THE EUROPEAN Commission welcomed a recent report from the continent’s employers’ organisations. It read: “New taxes on energy products or higher taxation on capital should be rejected as they would reduce European competitiveness and attractiveness as a place for investment.”

It called for a permanent reduction of public spending “particularly in the areas of public consumption, pension provision and healthcare, welfare benefits and state subsidies. “Taxation is a threat for business. We would like to get tax levels to the floor.”

Business rules

OVER 10,000 professional lobbyists roam the corridors of EU institutions representing the interests of big business. The European Parliament is even more remote from ordinary people, and more powerless to challenge corporations, than national parliaments.

The European Commission is an unelected bureaucracy headed by 20 people appointed by European states. It, not the parliament, proposes policies. The most important decisions are taken by meetings of government ministers from the EU states.

They bend to business in their own countries and do no different when they get together as part of the EU. Some 3,000 lobbyists concentrate on the European Parliament to make sure it toes the line. That is five lobbyists for each member of the parliament. Two of the main lobbying companies, which boast unrivalled access to EU officials, are:

  • Burson-Marsteller. It set up the National Smokers Alliance (to encourage smoking) in the US for tobacco company Philip Morris.
  • Shandwick. It organised the Global Climate Information Project, which tries to rubbish evidence of global warming on behalf of the oil companies.

Burden on workers

The EU has been about protecting business since it was founded as the European Economic Community. Its links to giant corporations have grown over the last 15 years as those firms have grown bigger through a wave of mega-mergers. Jacques Delors was president of the European Commission, the bureaucracy at the heart of the EU, in the late 1980s.

He is remembered in anti-European papers in Britain as someone who wanted to “impose burdens on business”. In fact he helped unleash the power of the multinationals across Europe.

German and French capitalists at the time did not want to be undercut by companies in Britain and southern Europe where there was less welfare provision. So in the short term they pushed for policies which could seem attractive to workers in Britain facing the onslaught of Thatcher.

But the goal of every giant firm, and of every European government, was to cut welfare, slash taxes on the rich and privatise. That is precisely what they have achieved from Germany to Greece. Bosses talk of following the US model, where the working year is four weeks longer than in most of Europe and healthcare is privatised.

Bosses heart of EU

THE EU and big business are so close that individuals can move easily from one to the other.

  • Tory Sir Leon Brittan set up the Transatlantic Business Dialogue as EU trade commissioner in 1995. It is made up of over 100 executives from major corporations in Europe and the US, and pushes for deregulation of trade and finance.

Brittan is now vice-president of Warburg Dillon Reed, a subsidiary of UBS, one of the biggest banks in the world.

  • Brittan’s replacement, Pascal Lamy, was second in command at the bank Credit Lyonnais in the late 1990s, where he pushed through redundancies and oversaw its privatisation.

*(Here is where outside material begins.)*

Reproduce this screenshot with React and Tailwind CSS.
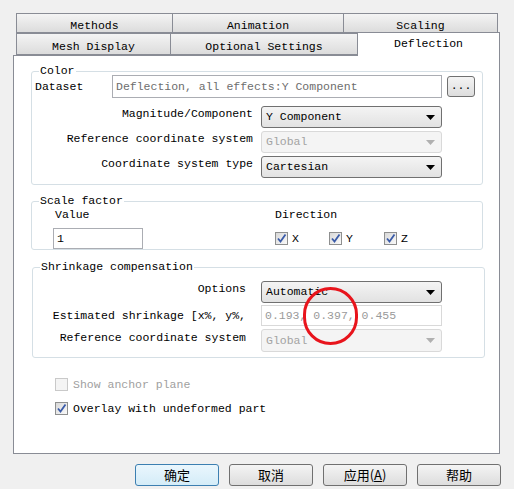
import React from 'react';

const mono = "font-['Liberation_Mono','Courier_New',Cousine,monospace] text-[11.5px] leading-[14px]";
const cjk = "font-['Noto_Sans_CJK_SC',sans-serif] text-[13px]";

const Tab = ({ label, className = '' }) => (
  <div
    className={`flex items-center justify-center border border-[#898c95] bg-linear-to-b from-[#f4f4f4] to-[#dcdcdc] pt-[5px] text-black ${className}`}
  >
    {label}
  </div>
);

const Select = ({ value, disabled = false, className = '' }) => (
  <div
    className={`flex items-center justify-between w-[181px] h-[22px] rounded-[3px] border pl-[4px] pr-[6px] ${
      disabled
        ? 'border-[#d9d9d9] bg-[#f4f4f4] text-[#a3a3a3]'
        : 'border-[#707070] bg-linear-to-b from-[#f4f4f4] to-[#e2e2e2] text-black'
    } ${className}`}
  >
    <span>{value}</span>
    <svg width="9" height="5" viewBox="0 0 9 5">
      <path d="M0 0h9L4.5 5z" fill={disabled ? '#b0b0b0' : '#000'} />
    </svg>
  </div>
);

const Check = ({ checked = false, disabled = false }) => (
  <span
    className={`flex items-center justify-center w-[13px] h-[13px] border ${
      disabled
        ? 'border-[#c9c9c9] bg-[#f4f4f4]'
        : 'border-[#8e8f8f] bg-linear-to-br from-[#d8d8d8] to-[#fafafa]'
    }`}
  >
    {checked && (
      <svg width="11" height="11" viewBox="0 0 11 11">
        <path d="M2 5.5 L4.5 8.5 L9.5 1.5" fill="none" stroke="#3a5ba8" strokeWidth="1.8" />
      </svg>
    )}
  </span>
);

const Group = ({ title, className = '', children }) => (
  <div className={`relative border border-[#d5dfe5] rounded-[3px] ${className}`}>
    <span className="absolute -top-[8px] left-[7px] bg-white px-[1px]">{title}</span>
    {children}
  </div>
);

const Button = ({ children, focused = false }) => (
  <div
    className={`flex items-center justify-center w-[84px] h-[22px] rounded-[3px] border ${cjk} ${
      focused
        ? 'border-[#3c7fb1] bg-linear-to-b from-[#eaf6fd] to-[#d4ecf8]'
        : 'border-[#707070] bg-linear-to-b from-[#f4f4f4] to-[#dddddd]'
    } text-black`}
  >
    {children}
  </div>
);

// label next to a combo box sits a little above the box's text
const SelectRow = ({ label, labelWidth, gap, children, className = '' }) => (
  <div className={`flex items-center ${className}`}>
    <div className={`${labelWidth} mb-[6px] text-right`}>{label}</div>
    <div className={gap}>{children}</div>
  </div>
);

export default function App() {
  return (
    <div className={`relative w-[514px] h-[489px] overflow-hidden bg-[#f0f0f0] pt-[13px] text-black ${mono}`}>
      {/* tab rows */}
      <div className="ml-[16px] flex h-[20px]">
        <Tab label="Methods" className="w-[157px]" />
        <Tab label="Animation" className="w-[172px] -ml-px" />
        <Tab label="Scaling" className="w-[155px] -ml-px" />
      </div>
      <div className="ml-[16px] flex h-[22px]">
        <Tab label="Mesh Display" className="w-[155px]" />
        <Tab label="Optional Settings" className="w-[188px] -ml-px" />
        <div className="relative z-10 -ml-px -mt-px flex h-[24px] w-[143px] items-start justify-center border border-b-0 border-[#898c95] bg-white pt-[4px]">
          Deflection
        </div>
      </div>

      {/* panel */}
      <div className="ml-[13px] w-[487px] h-[399px] border border-[#898c95] bg-white">
        <Group title="Color" className="ml-[17px] mt-[15px] w-[452px] h-[114px]">
          <div className="mt-[3px] flex h-[23px] items-center">
            <div className="w-[80px] pl-[3px]">Dataset</div>
            <div className="flex h-[23px] w-[330px] items-center border border-[#abadb3] pl-[3px] text-[#6d6d6d]">
              Deflection, all effects:Y Component
            </div>
            <div className="ml-[5px] flex h-[21px] w-[28px] items-center justify-center rounded-[3px] border border-[#707070] bg-linear-to-b from-[#f4f4f4] to-[#dddddd] pb-[2px]">
              ...
            </div>
          </div>
          <SelectRow label="Magnitude/Component" labelWidth="w-[221px]" gap="ml-[8px]" className="mt-[8px]">
            <Select value="Y Component" />
          </SelectRow>
          <SelectRow label="Reference coordinate system" labelWidth="w-[221px]" gap="ml-[8px]" className="mt-[3px]">
            <Select value="Global" disabled />
          </SelectRow>
          <SelectRow label="Coordinate system type" labelWidth="w-[221px]" gap="ml-[8px]" className="mt-[3px]">
            <Select value="Cartesian" />
          </SelectRow>
        </Group>

        <Group title="Scale factor" className="ml-[17px] mt-[16px] w-[452px] h-[49px]">
          <div className="flex">
            <div className="ml-[21px] w-[90px]">
              <div className="mt-[6px] pl-[2px]">Value</div>
              <div className="mt-[6px] flex h-[21px] w-[90px] items-center border border-[#abadb3] pl-[3px]">1</div>
            </div>
            <div className="ml-[132px]">
              <div className="mt-[6px]">Direction</div>
              <div className="mt-[6px] flex h-[21px] items-center">
                <div className="flex w-[54px] items-center gap-[4px]"><Check checked />X</div>
                <div className="flex w-[55px] items-center gap-[4px]"><Check checked />Y</div>
                <div className="flex items-center gap-[4px]"><Check checked />Z</div>
              </div>
            </div>
          </div>
        </Group>

        <Group title="Shrinkage compensation" className="ml-[18px] mt-[17px] w-[453px] h-[91px]">
          <SelectRow label="Options" labelWidth="w-[213px]" gap="ml-[15px]" className="mt-[13px]">
            <Select value="Automatic" />
          </SelectRow>
          <div className="mt-[2px] flex items-center">
            <div className="w-[213px] overflow-hidden whitespace-nowrap text-right">Estimated shrinkage [x%, y%,</div>
            <div className="ml-[15px] flex h-[21px] w-[181px] items-center border border-[#d9d9d9] pl-[3px] text-[#9a9a9a]">
              0.193, 0.397, 0.455
            </div>
          </div>
          <SelectRow label="Reference coordinate system" labelWidth="w-[213px]" gap="ml-[15px]" className="mt-[3px]">
            <Select value="Global" disabled className="h-[23px]" />
          </SelectRow>
        </Group>

        <div className="ml-[41px] mt-[20px] flex h-[13px] items-center gap-[5px] text-[#a0a0a0]">
          <Check disabled />
          Show anchor plane
        </div>
        <div className="ml-[41px] mt-[11px] flex h-[13px] items-center gap-[5px]">
          <Check checked />
          Overlay with undeformed part
        </div>
      </div>

      {/* dialog buttons */}
      <div className="ml-[135px] mt-[10px] flex gap-[10px]">
        <Button focused>确定</Button>
        <Button>取消</Button>
        <Button>
          应用(<span className="underline">A</span>)
        </Button>
        <Button>帮助</Button>
      </div>

      {/* annotation circle */}
      <div className="absolute left-[303px] top-[287px] h-[58px] w-[55px] rounded-full border-[3px] border-[#e8141c]" />
    </div>
  );
}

Lamy wants to see greater privatisation and deregulation. He is calling for a resumption of the World Trade Organisation talks, which are aimed at slashing the few remaining government restrictions on multinationals.

  • Former EU commissioner Peter Sutherland became chairman of investment bank Goldman Sachs and is now a director of oil giant BP Amoco.
  • Martin Bangemann was the EU commissioner for industry in 1994 when he set up a working group on European telecommunications.

Six of its 20 members came from the European Round Table of Industralists. Telecom companies had heavy representation. There was no one there from consumer organisations or telecom trade unions. Bangemann is now a boss with the telecommunications giant Telefonica.